Rearrested suspect decries 'vengeful prosecution'; Wills says he won case when officials violated his right to speedy trial


Christopher Wills, the man freed by a Baltimore judge because his trial on carjacking and armed robbery charges languished too long, denounced his rearrest on federal charges stemming from the same crime yesterday, calling it a "vengeful prosecution."

In a telephone interview from the city jail, Wills said he was cleared of the state charges three months ago because prosecutors and judges violated his right to a "speedy trial" within Maryland's 180-day deadline.

"When I [win] because you violated my rights, don't try to persecute me unfairly," Wills said. "The federal government had three years if they wanted to try me. Then, because an article was printed about me, a warrant was issued.

"How many people have ever been charged federally, as well as by the state, for robbing the Super Pride?" he asked.

Wills was arrested Friday night at his Oxon Hill home, where federal agents found him hiding behind a closet wall.

The new charges were filed after The Sun published an article Thursday detailing the dismissal of his case in Baltimore Circuit Court because of repeated trial delays.

Wills is charged with violating the so-called Hobbs Act, which prohibits interference with interstate commerce.

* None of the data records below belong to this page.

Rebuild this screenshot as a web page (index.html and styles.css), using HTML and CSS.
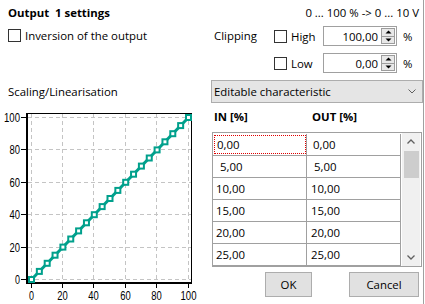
FILE: index.html
```html
<!DOCTYPE html>
<html>
<head>
<meta charset="utf-8">
<link rel="stylesheet" href="styles.css">
</head>
<body>
<div class="win">
  <div class="hdr">
    <div class="title">Output&nbsp; 1 settings</div>
    <div class="range">0 ... 100 % -&gt; 0 ... 10 V</div>
  </div>
  <div class="main">
    <div class="left">
      <div class="chk inv"><span class="box"></span><span>Inversion of the output</span></div>
      <div class="scal">Scaling/Linearisation</div>
      <svg class="chart" width="205" height="199" viewBox="0 105 205 199">
        <g class="grid">
          <line x1="31.5" y1="114" x2="31.5" y2="282"/>
          <line x1="62.5" y1="114" x2="62.5" y2="282"/>
          <line x1="93.5" y1="114" x2="93.5" y2="282"/>
          <line x1="125.5" y1="114" x2="125.5" y2="282"/>
          <line x1="156.5" y1="114" x2="156.5" y2="282"/>
          <line x1="188.5" y1="114" x2="188.5" y2="282"/>
          <line x1="28" y1="279.5" x2="191" y2="279.5"/>
          <line x1="28" y1="247.5" x2="191" y2="247.5"/>
          <line x1="28" y1="214.5" x2="191" y2="214.5"/>
          <line x1="28" y1="182.5" x2="191" y2="182.5"/>
          <line x1="28" y1="149.5" x2="191" y2="149.5"/>
          <line x1="28" y1="117.5" x2="191" y2="117.5"/>
        </g>
        <g class="frame">
          <line x1="27" y1="113.5" x2="192" y2="113.5"/>
          <line x1="191.5" y1="113" x2="191.5" y2="284"/>
          <rect x="26" y="113" width="2" height="171"/>
          <rect x="26" y="282" width="166" height="2"/>
          <line x1="21" y1="279.5" x2="26" y2="279.5"/>
          <line x1="21" y1="247.5" x2="26" y2="247.5"/>
          <line x1="21" y1="214.5" x2="26" y2="214.5"/>
          <line x1="21" y1="182.5" x2="26" y2="182.5"/>
          <line x1="21" y1="149.5" x2="26" y2="149.5"/>
          <line x1="21" y1="117.5" x2="26" y2="117.5"/>
          <line x1="31.5" y1="284" x2="31.5" y2="288"/>
          <line x1="62.5" y1="284" x2="62.5" y2="288"/>
          <line x1="93.5" y1="284" x2="93.5" y2="288"/>
          <line x1="125.5" y1="284" x2="125.5" y2="288"/>
          <line x1="156.5" y1="284" x2="156.5" y2="288"/>
          <line x1="188.5" y1="284" x2="188.5" y2="288"/>
        </g>
        <g class="lbl ylbl">
          <text x="20" y="284" textLength="5" lengthAdjust="spacingAndGlyphs">0</text>
          <text x="20" y="251.5" textLength="10.5" lengthAdjust="spacingAndGlyphs">20</text>
          <text x="20" y="219" textLength="10.5" lengthAdjust="spacingAndGlyphs">40</text>
          <text x="20" y="186.5" textLength="10.5" lengthAdjust="spacingAndGlyphs">60</text>
          <text x="20" y="154" textLength="10.5" lengthAdjust="spacingAndGlyphs">80</text>
          <text x="20" y="122" textLength="16" lengthAdjust="spacingAndGlyphs">100</text>
        </g>
        <g class="lbl xlbl">
          <text x="31.5" y="300" textLength="5" lengthAdjust="spacingAndGlyphs">0</text>
          <text x="62.5" y="300" textLength="10.5" lengthAdjust="spacingAndGlyphs">20</text>
          <text x="93.5" y="300" textLength="10.5" lengthAdjust="spacingAndGlyphs">40</text>
          <text x="125.5" y="300" textLength="10.5" lengthAdjust="spacingAndGlyphs">60</text>
          <text x="156.5" y="300" textLength="10.5" lengthAdjust="spacingAndGlyphs">80</text>
          <text x="188.5" y="300" textLength="16" lengthAdjust="spacingAndGlyphs">100</text>
        </g>
        <line class="dline" x1="31.5" y1="279.5" x2="188.5" y2="117.5"/>
        <g class="mk">
          <rect x="29" y="277" width="5" height="5"/>
          <rect x="36.85" y="268.9" width="5" height="5"/>
          <rect x="44.7" y="260.8" width="5" height="5"/>
          <rect x="52.55" y="252.7" width="5" height="5"/>
          <rect x="60.4" y="244.6" width="5" height="5"/>
          <rect x="68.25" y="236.5" width="5" height="5"/>
          <rect x="76.1" y="228.4" width="5" height="5"/>
          <rect x="83.95" y="220.3" width="5" height="5"/>
          <rect x="91.8" y="212.2" width="5" height="5"/>
          <rect x="99.65" y="204.1" width="5" height="5"/>
          <rect x="107.5" y="196" width="5" height="5"/>
          <rect x="115.35" y="187.9" width="5" height="5"/>
          <rect x="123.2" y="179.8" width="5" height="5"/>
          <rect x="131.05" y="171.7" width="5" height="5"/>
          <rect x="138.9" y="163.6" width="5" height="5"/>
          <rect x="146.75" y="155.5" width="5" height="5"/>
          <rect x="154.6" y="147.4" width="5" height="5"/>
          <rect x="162.45" y="139.3" width="5" height="5"/>
          <rect x="170.3" y="131.2" width="5" height="5"/>
          <rect x="178.15" y="123.1" width="5" height="5"/>
          <rect x="186" y="115" width="5" height="5"/>
        </g>
      </svg>
    </div>
    <div class="right">
      <div class="clip">
        <div class="cliplabel">Clipping</div>
        <div class="cliprows">
          <div class="crow">
            <div class="chk"><span class="box"></span><span>High</span></div>
            <div class="spin"><span class="val">100,00</span><span class="btns"><span class="sb"><svg width="7" height="4" viewBox="0 0 7 4"><path d="M0.5 3.5 L3.5 0.5 L6.5 3.5 Z"/></svg></span><span class="sb"><svg width="7" height="4" viewBox="0 0 7 4"><path d="M0.5 0.5 L3.5 3.5 L6.5 0.5 Z"/></svg></span></span></div>
            <span class="pct">%</span>
          </div>
          <div class="crow">
            <div class="chk"><span class="box"></span><span>Low</span></div>
            <div class="spin"><span class="val">0,00</span><span class="btns"><span class="sb"><svg width="7" height="4" viewBox="0 0 7 4"><path d="M0.5 3.5 L3.5 0.5 L6.5 3.5 Z"/></svg></span><span class="sb"><svg width="7" height="4" viewBox="0 0 7 4"><path d="M0.5 0.5 L3.5 3.5 L6.5 0.5 Z"/></svg></span></span></div>
            <span class="pct">%</span>
          </div>
        </div>
      </div>
      <div class="combo"><span>Editable characteristic</span><svg width="8" height="5" viewBox="0 0 8 5"><path d="M0.5 0.5 L4 4 L7.5 0.5" fill="none" stroke="#606060" stroke-width="1"/></svg></div>
      <div class="thead"><span class="h1">IN [%]</span><span class="h2">OUT [%]</span></div>
      <div class="table">
        <div class="rows">
          <div class="row"><div class="c1 focus p1">0,00</div><div class="c2 q1">0,00</div></div>
          <div class="row"><div class="c1 p2">5,00</div><div class="c2 q2">5,00</div></div>
          <div class="row"><div class="c1">10,00</div><div class="c2">10,00</div></div>
          <div class="row"><div class="c1">15,00</div><div class="c2">15,00</div></div>
          <div class="row"><div class="c1">20,00</div><div class="c2">20,00</div></div>
          <div class="row"><div class="c1">25,00</div><div class="c2">25,00</div></div>
        </div>
        <div class="scroll">
          <svg class="arr" width="8" height="5" viewBox="0 0 8 5"><path d="M0.5 4.5 L4 1 L7.5 4.5" fill="none" stroke="#606060" stroke-width="1.3"/></svg>
          <div class="thumb"></div>
          <div class="spacer"></div>
          <svg class="arr" width="8" height="5" viewBox="0 0 8 5"><path d="M0.5 0.5 L4 4 L7.5 0.5" fill="none" stroke="#606060" stroke-width="1.3"/></svg>
        </div>
      </div>
      <div class="btnrow"><button class="btn ok">OK</button><button class="btn cancel">Cancel</button></div>
    </div>
  </div>
</div>
</body>
</html>
```

FILE: styles.css
```css
* { box-sizing: border-box; margin: 0; padding: 0; }
body { margin: 0; background: #fff; font-family: "Open Sans", "Noto Sans", sans-serif; font-size: 11.4px; color: #000; }
.win { width: 424px; height: 304px; border-right: 1px solid #a0a0a0; display: flex; flex-direction: column; overflow: hidden; }
.hdr { display: flex; justify-content: space-between; align-items: center; height: 16px; margin-top: 4px; padding: 0 4px 0 8px; }
.title { font-weight: 700; }
.main { display: flex; flex: 1; }
.left { width: 211px; display: flex; flex-direction: column; }
.chk { display: flex; align-items: center; gap: 4px; height: 16px; }
.box { width: 13px; height: 13px; border: 1px solid #333; background: #fff; flex: none; }
.inv { margin: 7px 0 0 8px; }
.scal { margin: 41px 0 0 8px; height: 16px; line-height: 16px; }
.chart { display: block; margin-top: 5px; }
.grid line { stroke: #c4c4c4; stroke-width: 1; stroke-dasharray: 4 3; }
.frame line { stroke: #000; stroke-width: 1; }
.frame rect { fill: #000; }
.lbl text { font-family: "Liberation Sans Narrow", "Liberation Sans", sans-serif; font-size: 12px; fill: #000; }
.ylbl text { text-anchor: end; }
.xlbl text { text-anchor: middle; }
.dline { stroke: #00a08c; stroke-width: 3; }
.mk rect { fill: #fff; stroke: #00a08c; stroke-width: 2; }
.right { width: 212px; display: flex; flex-direction: column; }
.clip { display: flex; margin-top: 6px; }
.cliplabel { width: 63px; padding-left: 3px; height: 20px; line-height: 20px; }
.cliprows { display: flex; flex-direction: column; gap: 7px; }
.crow { display: flex; align-items: center; height: 20px; }
.crow .chk { width: 49px; }
.spin { width: 74px; height: 20px; border: 1px solid #a0a0a0; display: flex; align-items: center; background: #fff; }
.val { flex: 1; text-align: right; padding-right: 3px; }
.btns { width: 14px; height: 16px; display: flex; flex-direction: column; margin-right: 1px; }
.sb { flex: 1; border: 1px solid #9c9c9c; background: #e8e8e8; display: flex; align-items: center; justify-content: center; }
.sb + .sb { border-top: none; }
.sb path { fill: #000; }
.pct { margin-left: 6px; }
.combo { margin-top: 7px; height: 23px; border: 1px solid #adadad; background: #e5e5e5; display: flex; align-items: center; justify-content: space-between; padding: 0 6px 0 2px; }
.thead { display: flex; margin-top: 6px; height: 16px; line-height: 16px; font-weight: 700; }
.h1 { width: 101px; padding-left: 3px; }
.table { margin: 7px 0 0 1px; width: 210px; height: 135px; border: 1px solid #a0a0a0; display: flex; }
.rows { width: 188px; padding-top: 1px; display: flex; flex-direction: column; }
.row { display: flex; height: 22px; border-bottom: 1px solid #a0a0a0; }
.c1, .c2 { width: 94px; border-right: 1px solid #a0a0a0; line-height: 21px; }
.c1 { padding-left: 3px; }
.c2 { padding-left: 4px; }
.p1 { padding-left: 4px; }
.p2 { padding-left: 7px; }
.q1 { padding-left: 6px; }
.q2 { padding-left: 7px; }
.focus { outline: 1px dotted #e00000; outline-offset: -2px; }
.scroll { width: 18px; margin-left: 1px; background: #f0f0f0; display: flex; flex-direction: column; align-items: center; padding: 6px 0 6px; }
.arr { display: block; flex: none; }
.thumb { width: 15px; height: 27px; background: #cdcdcd; margin-top: 7px; }
.spacer { flex: 1; }
.btnrow { display: flex; justify-content: flex-end; gap: 37px; margin-top: 5px; padding-right: 4px; }
.btn { height: 25px; border: 1px solid #adadad; background: #e1e1e1; font: inherit; color: #000; }
.ok { width: 47px; }
.cancel { width: 70px; }
```
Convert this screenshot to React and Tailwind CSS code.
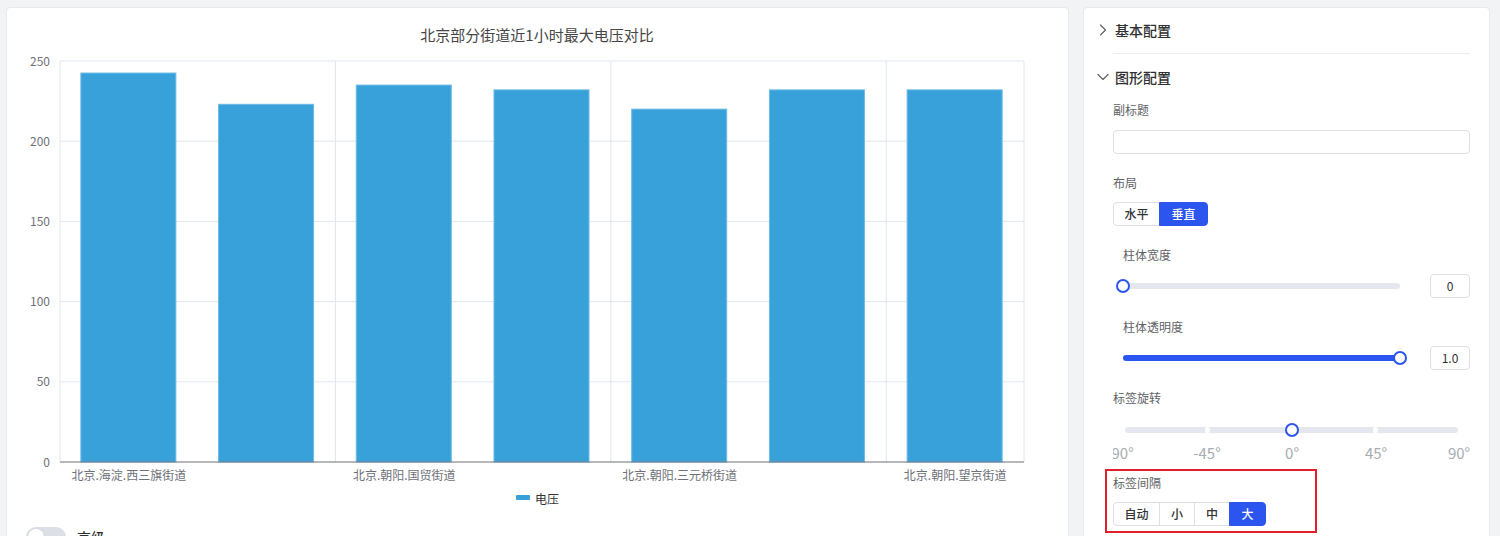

The April 1996 robbery of the Super Pride on East Northern Parkway constitutes a federal crime because food and other products are shipped into Maryland from Pennsylvania, federal prosecutors say.

Co-defendant sought

FBI agents are searching for Wills' co-defendant, Kevin Cox, who also is charged with violating the Hobbs Act. If convicted, both men could face a maximum of 20 years in prison without the possibility of parole.

Federal agents declined to discuss Wills' statements yesterday.

"We're not going to say anything," FBI agent Peter A. Gulotta Jr. said.

Federal prosecutors asked a judge Monday to hold Wills without bail. A hearing is scheduled this afternoon to determine whether to set bail and allow him to be released before his trial.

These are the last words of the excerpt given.